-- start Stored data --

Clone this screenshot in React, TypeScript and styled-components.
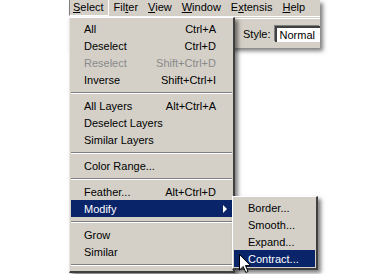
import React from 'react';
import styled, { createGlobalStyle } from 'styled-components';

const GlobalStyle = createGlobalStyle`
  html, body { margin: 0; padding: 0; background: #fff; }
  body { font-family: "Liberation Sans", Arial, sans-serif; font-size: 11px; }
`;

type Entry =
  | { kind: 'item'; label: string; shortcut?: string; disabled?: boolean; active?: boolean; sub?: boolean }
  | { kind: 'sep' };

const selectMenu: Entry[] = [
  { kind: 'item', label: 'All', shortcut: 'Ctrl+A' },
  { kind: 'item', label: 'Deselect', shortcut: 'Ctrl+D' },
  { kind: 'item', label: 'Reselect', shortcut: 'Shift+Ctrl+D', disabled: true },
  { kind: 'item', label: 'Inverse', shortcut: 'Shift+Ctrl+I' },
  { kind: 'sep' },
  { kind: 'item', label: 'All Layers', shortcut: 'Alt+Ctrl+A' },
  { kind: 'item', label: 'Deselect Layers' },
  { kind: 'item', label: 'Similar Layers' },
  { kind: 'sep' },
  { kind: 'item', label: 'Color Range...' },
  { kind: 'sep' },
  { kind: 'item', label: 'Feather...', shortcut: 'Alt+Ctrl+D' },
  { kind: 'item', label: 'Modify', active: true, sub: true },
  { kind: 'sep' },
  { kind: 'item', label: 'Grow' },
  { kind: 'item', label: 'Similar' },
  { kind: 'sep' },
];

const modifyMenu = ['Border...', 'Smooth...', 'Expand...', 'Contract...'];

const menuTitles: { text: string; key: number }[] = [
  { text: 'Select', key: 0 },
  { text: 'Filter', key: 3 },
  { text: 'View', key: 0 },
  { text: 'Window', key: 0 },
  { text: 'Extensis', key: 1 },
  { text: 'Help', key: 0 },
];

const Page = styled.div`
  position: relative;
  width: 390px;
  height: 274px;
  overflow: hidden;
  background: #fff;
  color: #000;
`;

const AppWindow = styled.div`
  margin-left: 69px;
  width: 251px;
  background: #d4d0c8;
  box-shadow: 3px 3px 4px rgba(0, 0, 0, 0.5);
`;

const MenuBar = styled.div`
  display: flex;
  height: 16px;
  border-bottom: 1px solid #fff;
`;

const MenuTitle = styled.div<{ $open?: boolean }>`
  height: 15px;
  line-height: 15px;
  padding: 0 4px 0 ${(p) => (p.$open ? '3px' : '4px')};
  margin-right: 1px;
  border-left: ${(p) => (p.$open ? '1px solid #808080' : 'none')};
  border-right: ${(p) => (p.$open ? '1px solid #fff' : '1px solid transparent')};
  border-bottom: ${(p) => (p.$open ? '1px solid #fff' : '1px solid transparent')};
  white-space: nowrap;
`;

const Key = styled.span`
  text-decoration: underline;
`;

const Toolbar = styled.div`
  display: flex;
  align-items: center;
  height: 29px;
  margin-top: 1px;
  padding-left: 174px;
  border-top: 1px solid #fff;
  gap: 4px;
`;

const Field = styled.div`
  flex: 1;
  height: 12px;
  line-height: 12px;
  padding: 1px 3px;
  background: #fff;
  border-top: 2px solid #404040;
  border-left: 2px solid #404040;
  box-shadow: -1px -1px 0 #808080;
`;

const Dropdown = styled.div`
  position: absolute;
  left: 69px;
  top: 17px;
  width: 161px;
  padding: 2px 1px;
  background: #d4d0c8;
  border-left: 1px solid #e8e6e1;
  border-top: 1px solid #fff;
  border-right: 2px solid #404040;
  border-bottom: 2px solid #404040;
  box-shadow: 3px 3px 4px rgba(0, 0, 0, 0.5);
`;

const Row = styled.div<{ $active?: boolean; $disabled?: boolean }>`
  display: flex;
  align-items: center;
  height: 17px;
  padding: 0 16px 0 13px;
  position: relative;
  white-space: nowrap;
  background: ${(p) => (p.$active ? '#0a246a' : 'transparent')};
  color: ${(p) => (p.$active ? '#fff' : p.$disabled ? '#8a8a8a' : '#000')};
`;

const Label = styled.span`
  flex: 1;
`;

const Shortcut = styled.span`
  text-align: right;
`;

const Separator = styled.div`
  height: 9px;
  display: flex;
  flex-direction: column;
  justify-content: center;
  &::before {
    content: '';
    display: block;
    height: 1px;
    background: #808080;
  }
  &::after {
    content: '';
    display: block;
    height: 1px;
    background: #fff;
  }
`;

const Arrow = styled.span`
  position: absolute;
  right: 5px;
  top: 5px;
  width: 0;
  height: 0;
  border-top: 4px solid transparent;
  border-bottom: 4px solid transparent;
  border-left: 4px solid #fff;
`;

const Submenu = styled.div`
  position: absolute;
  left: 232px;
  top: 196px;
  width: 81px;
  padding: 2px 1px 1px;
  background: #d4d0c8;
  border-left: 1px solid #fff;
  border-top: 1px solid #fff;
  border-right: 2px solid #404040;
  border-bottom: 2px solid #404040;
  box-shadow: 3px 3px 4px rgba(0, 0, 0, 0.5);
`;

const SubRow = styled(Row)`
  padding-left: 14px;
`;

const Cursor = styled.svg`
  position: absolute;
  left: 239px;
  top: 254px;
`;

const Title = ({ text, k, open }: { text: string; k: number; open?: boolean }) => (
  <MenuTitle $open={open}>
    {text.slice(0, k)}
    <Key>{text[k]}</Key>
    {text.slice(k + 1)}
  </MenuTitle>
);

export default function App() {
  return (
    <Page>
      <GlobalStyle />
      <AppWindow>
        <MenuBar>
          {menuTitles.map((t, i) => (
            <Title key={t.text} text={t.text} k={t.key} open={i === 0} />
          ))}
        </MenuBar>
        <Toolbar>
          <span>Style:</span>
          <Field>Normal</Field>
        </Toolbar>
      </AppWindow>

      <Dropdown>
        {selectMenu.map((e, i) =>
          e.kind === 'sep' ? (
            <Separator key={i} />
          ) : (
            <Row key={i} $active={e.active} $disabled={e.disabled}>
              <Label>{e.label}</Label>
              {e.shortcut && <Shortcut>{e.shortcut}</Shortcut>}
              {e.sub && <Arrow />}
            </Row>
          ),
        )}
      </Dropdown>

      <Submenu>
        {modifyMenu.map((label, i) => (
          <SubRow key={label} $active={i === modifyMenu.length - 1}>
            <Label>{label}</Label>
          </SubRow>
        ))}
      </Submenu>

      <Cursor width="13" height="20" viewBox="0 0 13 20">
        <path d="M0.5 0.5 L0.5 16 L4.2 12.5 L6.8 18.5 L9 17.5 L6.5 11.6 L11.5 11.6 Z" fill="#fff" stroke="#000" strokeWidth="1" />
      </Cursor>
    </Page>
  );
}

-- end Stored data --

▸ The task: Leave out the pictures and repeat the lines from the start of the material through the line with "['Border...', 'Smooth...', 'Expand...', 'Contract...'];", inclusive.

▸ Result of the task:
Clone this screenshot in React, TypeScript and styled-components.
import React from 'react';
import styled, { createGlobalStyle } from 'styled-components';

const GlobalStyle = createGlobalStyle`
  html, body { margin: 0; padding: 0; background: #fff; }
  body { font-family: "Liberation Sans", Arial, sans-serif; font-size: 11px; }
`;

type Entry =
  | { kind: 'item'; label: string; shortcut?: string; disabled?: boolean; active?: boolean; sub?: boolean }
  | { kind: 'sep' };

const selectMenu: Entry[] = [
  { kind: 'item', label: 'All', shortcut: 'Ctrl+A' },
  { kind: 'item', label: 'Deselect', shortcut: 'Ctrl+D' },
  { kind: 'item', label: 'Reselect', shortcut: 'Shift+Ctrl+D', disabled: true },
  { kind: 'item', label: 'Inverse', shortcut: 'Shift+Ctrl+I' },
  { kind: 'sep' },
  { kind: 'item', label: 'All Layers', shortcut: 'Alt+Ctrl+A' },
  { kind: 'item', label: 'Deselect Layers' },
  { kind: 'item', label: 'Similar Layers' },
  { kind: 'sep' },
  { kind: 'item', label: 'Color Range...' },
  { kind: 'sep' },
  { kind: 'item', label: 'Feather...', shortcut: 'Alt+Ctrl+D' },
  { kind: 'item', label: 'Modify', active: true, sub: true },
  { kind: 'sep' },
  { kind: 'item', label: 'Grow' },
  { kind: 'item', label: 'Similar' },
  { kind: 'sep' },
];

const modifyMenu = ['Border...', 'Smooth...', 'Expand...', 'Contract...'];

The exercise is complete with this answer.